>> Begin DATA PROVIDED

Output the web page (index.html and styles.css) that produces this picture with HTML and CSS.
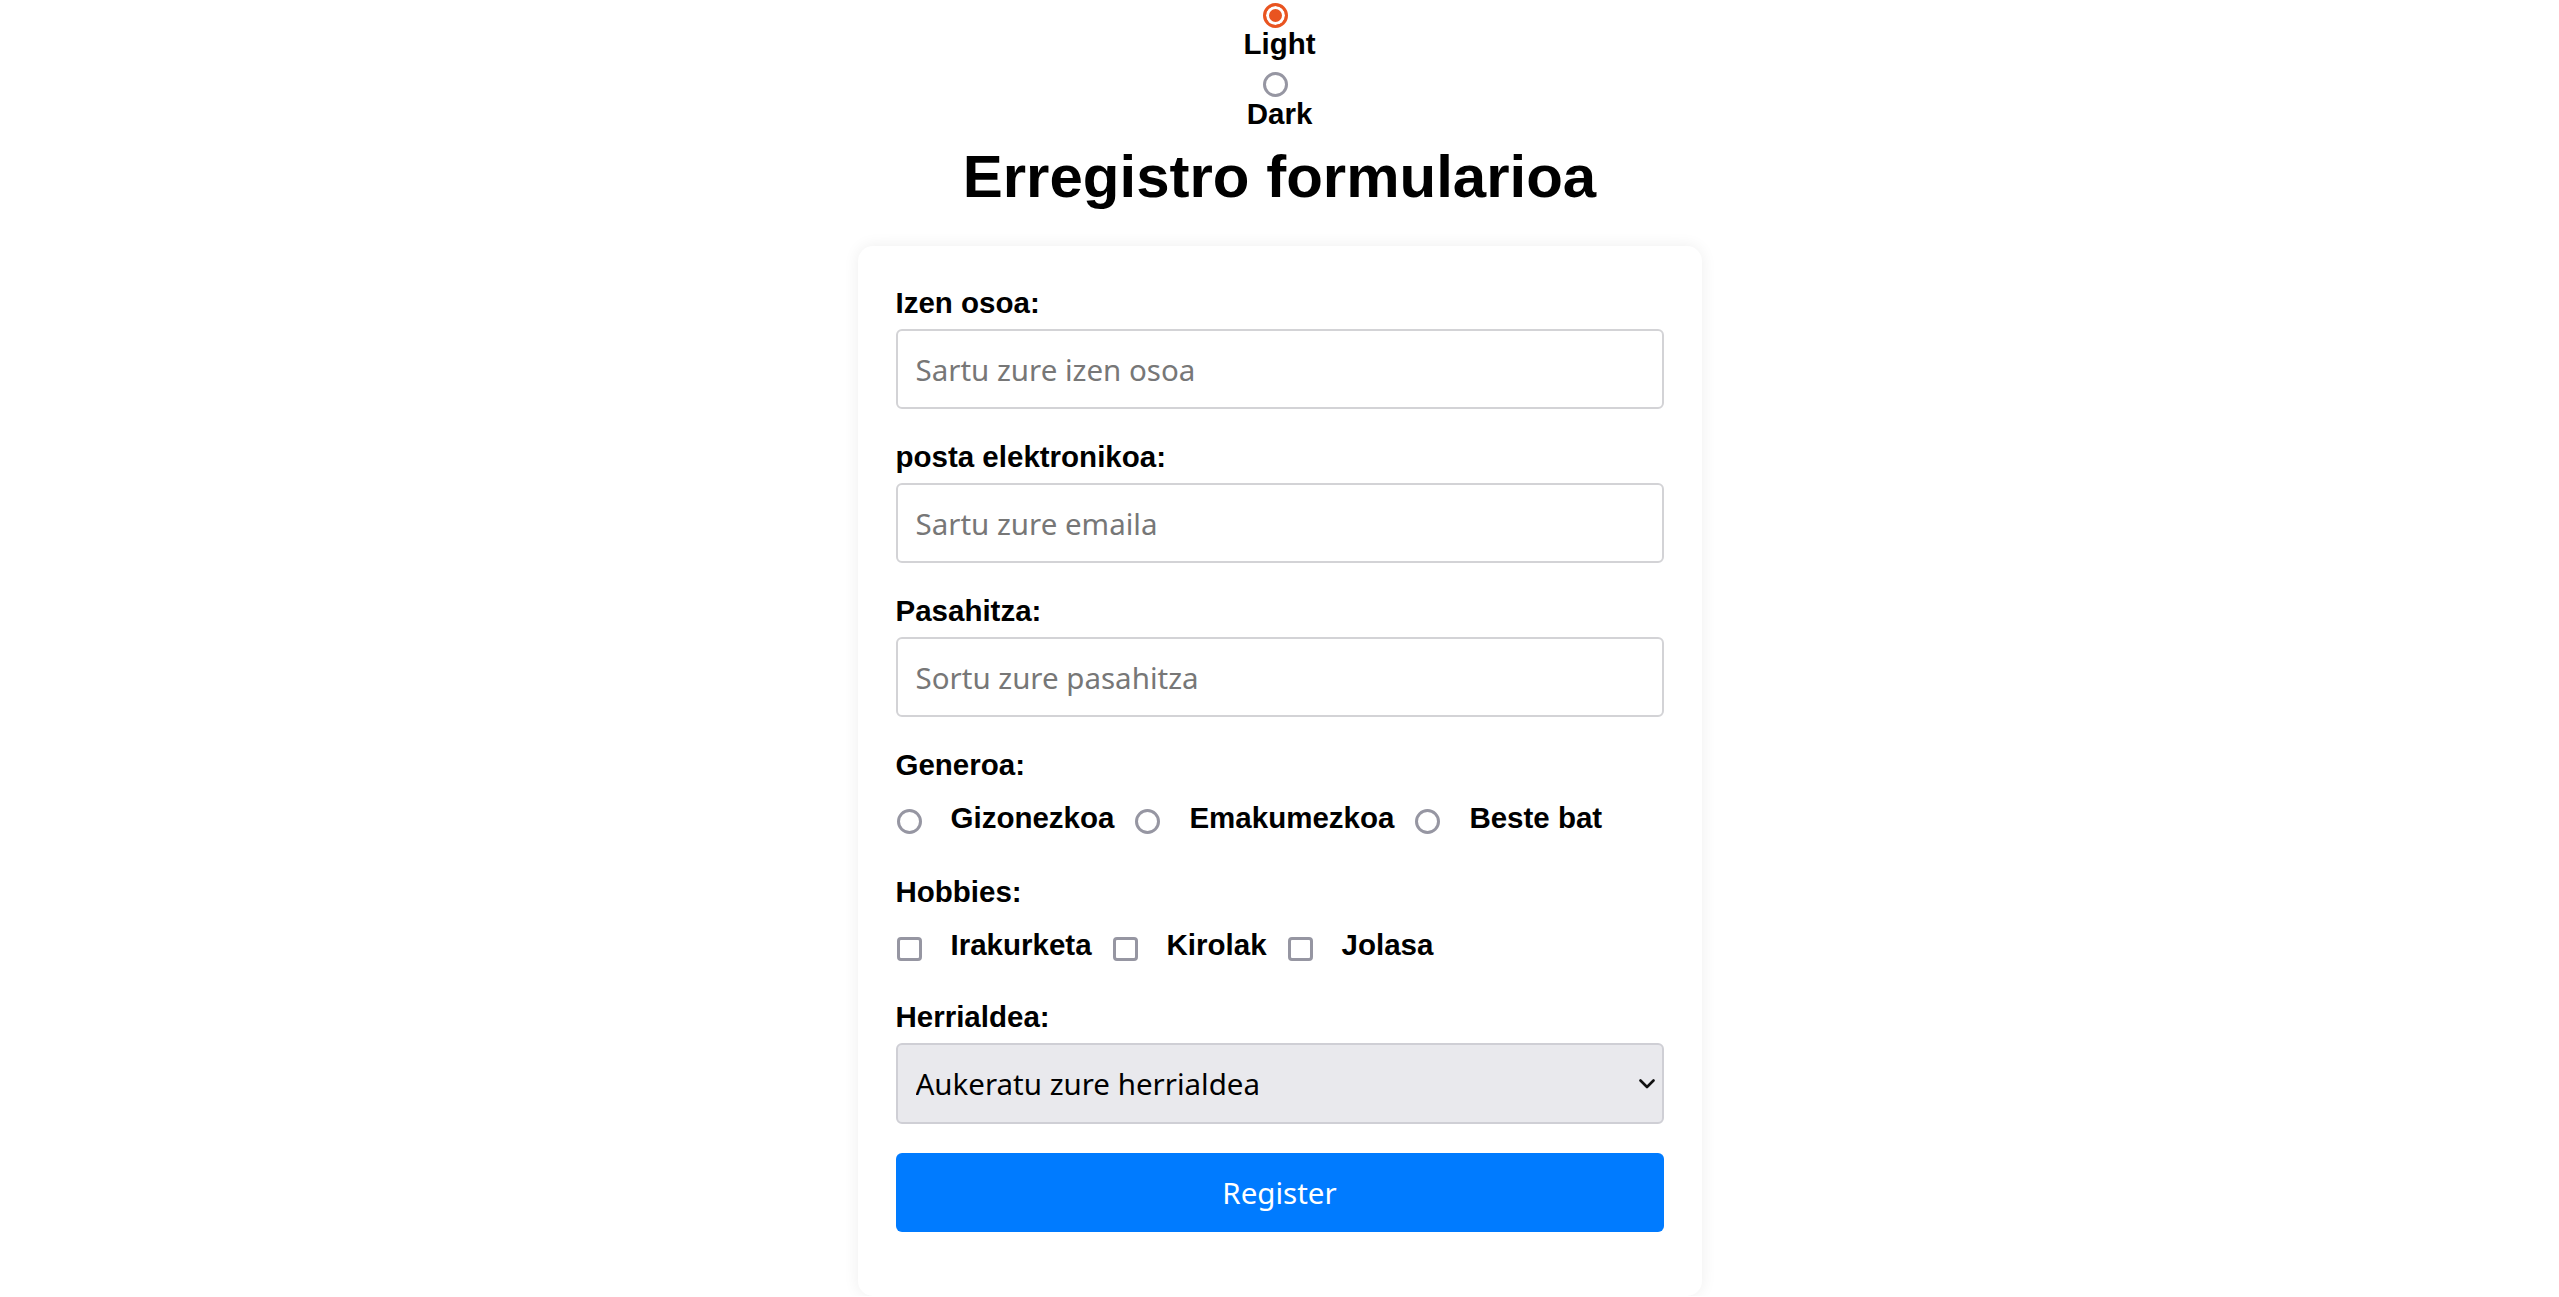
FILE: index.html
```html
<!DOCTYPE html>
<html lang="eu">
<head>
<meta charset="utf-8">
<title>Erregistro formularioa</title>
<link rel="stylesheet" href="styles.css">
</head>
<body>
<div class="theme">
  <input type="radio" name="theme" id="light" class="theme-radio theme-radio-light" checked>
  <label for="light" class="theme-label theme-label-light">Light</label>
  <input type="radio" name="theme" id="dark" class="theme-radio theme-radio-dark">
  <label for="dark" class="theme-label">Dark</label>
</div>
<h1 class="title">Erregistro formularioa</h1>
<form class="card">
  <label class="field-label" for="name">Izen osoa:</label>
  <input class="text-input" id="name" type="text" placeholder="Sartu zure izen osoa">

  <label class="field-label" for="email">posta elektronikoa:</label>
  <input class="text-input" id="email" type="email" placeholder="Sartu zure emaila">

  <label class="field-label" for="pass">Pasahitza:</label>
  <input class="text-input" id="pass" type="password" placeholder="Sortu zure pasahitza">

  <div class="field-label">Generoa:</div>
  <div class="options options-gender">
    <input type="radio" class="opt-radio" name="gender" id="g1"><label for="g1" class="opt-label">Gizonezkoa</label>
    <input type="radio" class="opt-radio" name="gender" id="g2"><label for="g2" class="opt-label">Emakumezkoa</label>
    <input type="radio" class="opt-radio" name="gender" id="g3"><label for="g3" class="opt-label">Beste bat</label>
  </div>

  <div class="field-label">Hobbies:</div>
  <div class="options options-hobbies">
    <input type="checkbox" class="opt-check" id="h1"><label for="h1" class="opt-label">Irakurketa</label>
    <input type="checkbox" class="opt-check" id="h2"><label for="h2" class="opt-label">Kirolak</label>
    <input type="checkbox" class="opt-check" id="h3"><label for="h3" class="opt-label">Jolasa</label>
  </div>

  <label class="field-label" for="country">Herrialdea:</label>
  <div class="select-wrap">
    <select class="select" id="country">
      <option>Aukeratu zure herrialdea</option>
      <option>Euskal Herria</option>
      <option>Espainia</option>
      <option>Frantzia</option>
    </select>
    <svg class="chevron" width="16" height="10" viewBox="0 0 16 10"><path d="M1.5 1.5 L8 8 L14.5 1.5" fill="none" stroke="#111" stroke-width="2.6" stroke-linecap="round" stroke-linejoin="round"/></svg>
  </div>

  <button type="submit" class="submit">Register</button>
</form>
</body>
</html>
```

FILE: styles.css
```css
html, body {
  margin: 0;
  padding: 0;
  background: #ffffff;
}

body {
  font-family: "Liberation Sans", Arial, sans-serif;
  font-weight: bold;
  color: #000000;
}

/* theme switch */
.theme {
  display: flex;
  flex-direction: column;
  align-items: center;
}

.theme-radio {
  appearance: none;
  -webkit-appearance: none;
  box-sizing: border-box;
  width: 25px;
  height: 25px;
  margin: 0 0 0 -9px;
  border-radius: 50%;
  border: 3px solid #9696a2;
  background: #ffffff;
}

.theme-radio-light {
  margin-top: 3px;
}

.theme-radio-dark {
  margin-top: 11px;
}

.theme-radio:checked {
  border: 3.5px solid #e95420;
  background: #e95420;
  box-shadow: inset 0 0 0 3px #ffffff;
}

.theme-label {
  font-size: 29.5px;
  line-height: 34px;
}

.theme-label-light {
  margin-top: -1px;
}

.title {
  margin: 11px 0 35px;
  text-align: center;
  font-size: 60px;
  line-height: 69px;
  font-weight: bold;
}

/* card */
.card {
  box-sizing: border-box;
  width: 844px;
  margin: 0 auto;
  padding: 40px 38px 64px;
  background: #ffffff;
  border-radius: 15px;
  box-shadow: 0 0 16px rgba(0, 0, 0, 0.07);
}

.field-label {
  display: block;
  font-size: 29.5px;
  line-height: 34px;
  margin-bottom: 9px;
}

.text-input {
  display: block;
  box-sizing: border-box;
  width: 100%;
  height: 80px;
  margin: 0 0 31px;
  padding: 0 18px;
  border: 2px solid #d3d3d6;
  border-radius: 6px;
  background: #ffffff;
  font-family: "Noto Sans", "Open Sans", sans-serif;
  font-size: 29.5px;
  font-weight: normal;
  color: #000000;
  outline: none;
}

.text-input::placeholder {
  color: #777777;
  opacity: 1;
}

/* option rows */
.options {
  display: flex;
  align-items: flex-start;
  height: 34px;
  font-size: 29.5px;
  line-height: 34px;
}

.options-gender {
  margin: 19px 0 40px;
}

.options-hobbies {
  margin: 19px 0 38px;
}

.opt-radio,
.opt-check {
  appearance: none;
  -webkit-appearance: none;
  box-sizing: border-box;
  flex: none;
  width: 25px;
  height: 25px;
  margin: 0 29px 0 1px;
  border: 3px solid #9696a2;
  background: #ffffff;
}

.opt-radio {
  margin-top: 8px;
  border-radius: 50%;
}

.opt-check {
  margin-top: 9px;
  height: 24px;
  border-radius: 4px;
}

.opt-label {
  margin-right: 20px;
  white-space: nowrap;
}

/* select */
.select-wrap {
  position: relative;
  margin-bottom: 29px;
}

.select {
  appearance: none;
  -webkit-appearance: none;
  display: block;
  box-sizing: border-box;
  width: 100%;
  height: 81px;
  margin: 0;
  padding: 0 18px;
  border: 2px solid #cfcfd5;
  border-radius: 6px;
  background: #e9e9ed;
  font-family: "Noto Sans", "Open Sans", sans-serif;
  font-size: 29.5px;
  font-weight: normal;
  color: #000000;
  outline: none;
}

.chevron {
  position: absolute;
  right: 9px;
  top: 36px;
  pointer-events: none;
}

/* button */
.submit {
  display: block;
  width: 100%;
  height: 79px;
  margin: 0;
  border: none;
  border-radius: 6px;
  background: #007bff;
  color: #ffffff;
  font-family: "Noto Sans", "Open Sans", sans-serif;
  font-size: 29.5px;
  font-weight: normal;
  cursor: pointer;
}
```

>> End DATA PROVIDED

◆ **WORK TO DO**
Copy each line exactly, and leave the pictures out of your copy.

◆ **THE REPLY**
Output the web page (index.html and styles.css) that produces this picture with HTML and CSS.
FILE: index.html
```html
<!DOCTYPE html>
<html lang="eu">
<head>
<meta charset="utf-8">
<title>Erregistro formularioa</title>
<link rel="stylesheet" href="styles.css">
</head>
<body>
<div class="theme">
  <input type="radio" name="theme" id="light" class="theme-radio theme-radio-light" checked>
  <label for="light" class="theme-label theme-label-light">Light</label>
  <input type="radio" name="theme" id="dark" class="theme-radio theme-radio-dark">
  <label for="dark" class="theme-label">Dark</label>
</div>
<h1 class="title">Erregistro formularioa</h1>
<form class="card">
  <label class="field-label" for="name">Izen osoa:</label>
  <input class="text-input" id="name" type="text" placeholder="Sartu zure izen osoa">

  <label class="field-label" for="email">posta elektronikoa:</label>
  <input class="text-input" id="email" type="email" placeholder="Sartu zure emaila">

  <label class="field-label" for="pass">Pasahitza:</label>
  <input class="text-input" id="pass" type="password" placeholder="Sortu zure pasahitza">

  <div class="field-label">Generoa:</div>
  <div class="options options-gender">
    <input type="radio" class="opt-radio" name="gender" id="g1"><label for="g1" class="opt-label">Gizonezkoa</label>
    <input type="radio" class="opt-radio" name="gender" id="g2"><label for="g2" class="opt-label">Emakumezkoa</label>
    <input type="radio" class="opt-radio" name="gender" id="g3"><label for="g3" class="opt-label">Beste bat</label>
  </div>

  <div class="field-label">Hobbies:</div>
  <div class="options options-hobbies">
    <input type="checkbox" class="opt-check" id="h1"><label for="h1" class="opt-label">Irakurketa</label>
    <input type="checkbox" class="opt-check" id="h2"><label for="h2" class="opt-label">Kirolak</label>
    <input type="checkbox" class="opt-check" id="h3"><label for="h3" class="opt-label">Jolasa</label>
  </div>

  <label class="field-label" for="country">Herrialdea:</label>
  <div class="select-wrap">
    <select class="select" id="country">
      <option>Aukeratu zure herrialdea</option>
      <option>Euskal Herria</option>
      <option>Espainia</option>
      <option>Frantzia</option>
    </select>
    <svg class="chevron" width="16" height="10" viewBox="0 0 16 10"><path d="M1.5 1.5 L8 8 L14.5 1.5" fill="none" stroke="#111" stroke-width="2.6" stroke-linecap="round" stroke-linejoin="round"/></svg>
  </div>

  <button type="submit" class="submit">Register</button>
</form>
</body>
</html>
```

FILE: styles.css
```css
html, body {
  margin: 0;
  padding: 0;
  background: #ffffff;
}

body {
  font-family: "Liberation Sans", Arial, sans-serif;
  font-weight: bold;
  color: #000000;
}

/* theme switch */
.theme {
  display: flex;
  flex-direction: column;
  align-items: center;
}

.theme-radio {
  appearance: none;
  -webkit-appearance: none;
  box-sizing: border-box;
  width: 25px;
  height: 25px;
  margin: 0 0 0 -9px;
  border-radius: 50%;
  border: 3px solid #9696a2;
  background: #ffffff;
}

.theme-radio-light {
  margin-top: 3px;
}

.theme-radio-dark {
  margin-top: 11px;
}

.theme-radio:checked {
  border: 3.5px solid #e95420;
  background: #e95420;
  box-shadow: inset 0 0 0 3px #ffffff;
}

.theme-label {
  font-size: 29.5px;
  line-height: 34px;
}

.theme-label-light {
  margin-top: -1px;
}

.title {
  margin: 11px 0 35px;
  text-align: center;
  font-size: 60px;
  line-height: 69px;
  font-weight: bold;
}

/* card */
.card {
  box-sizing: border-box;
  width: 844px;
  margin: 0 auto;
  padding: 40px 38px 64px;
  background: #ffffff;
  border-radius: 15px;
  box-shadow: 0 0 16px rgba(0, 0, 0, 0.07);
}

.field-label {
  display: block;
  font-size: 29.5px;
  line-height: 34px;
  margin-bottom: 9px;
}

.text-input {
  display: block;
  box-sizing: border-box;
  width: 100%;
  height: 80px;
  margin: 0 0 31px;
  padding: 0 18px;
  border: 2px solid #d3d3d6;
  border-radius: 6px;
  background: #ffffff;
  font-family: "Noto Sans", "Open Sans", sans-serif;
  font-size: 29.5px;
  font-weight: normal;
  color: #000000;
  outline: none;
}

.text-input::placeholder {
  color: #777777;
  opacity: 1;
}

/* option rows */
.options {
  display: flex;
  align-items: flex-start;
  height: 34px;
  font-size: 29.5px;
  line-height: 34px;
}

.options-gender {
  margin: 19px 0 40px;
}

.options-hobbies {
  margin: 19px 0 38px;
}

.opt-radio,
.opt-check {
  appearance: none;
  -webkit-appearance: none;
  box-sizing: border-box;
  flex: none;
  width: 25px;
  height: 25px;
  margin: 0 29px 0 1px;
  border: 3px solid #9696a2;
  background: #ffffff;
}

.opt-radio {
  margin-top: 8px;
  border-radius: 50%;
}

.opt-check {
  margin-top: 9px;
  height: 24px;
  border-radius: 4px;
}

.opt-label {
  margin-right: 20px;
  white-space: nowrap;
}

/* select */
.select-wrap {
  position: relative;
  margin-bottom: 29px;
}

.select {
  appearance: none;
  -webkit-appearance: none;
  display: block;
  box-sizing: border-box;
  width: 100%;
  height: 81px;
  margin: 0;
  padding: 0 18px;
  border: 2px solid #cfcfd5;
  border-radius: 6px;
  background: #e9e9ed;
  font-family: "Noto Sans", "Open Sans", sans-serif;
  font-size: 29.5px;
  font-weight: normal;
  color: #000000;
  outline: none;
}

.chevron {
  position: absolute;
  right: 9px;
  top: 36px;
  pointer-events: none;
}

/* button */
.submit {
  display: block;
  width: 100%;
  height: 79px;
  margin: 0;
  border: none;
  border-radius: 6px;
  background: #007bff;
  color: #ffffff;
  font-family: "Noto Sans", "Open Sans", sans-serif;
  font-size: 29.5px;
  font-weight: normal;
  cursor: pointer;
}
```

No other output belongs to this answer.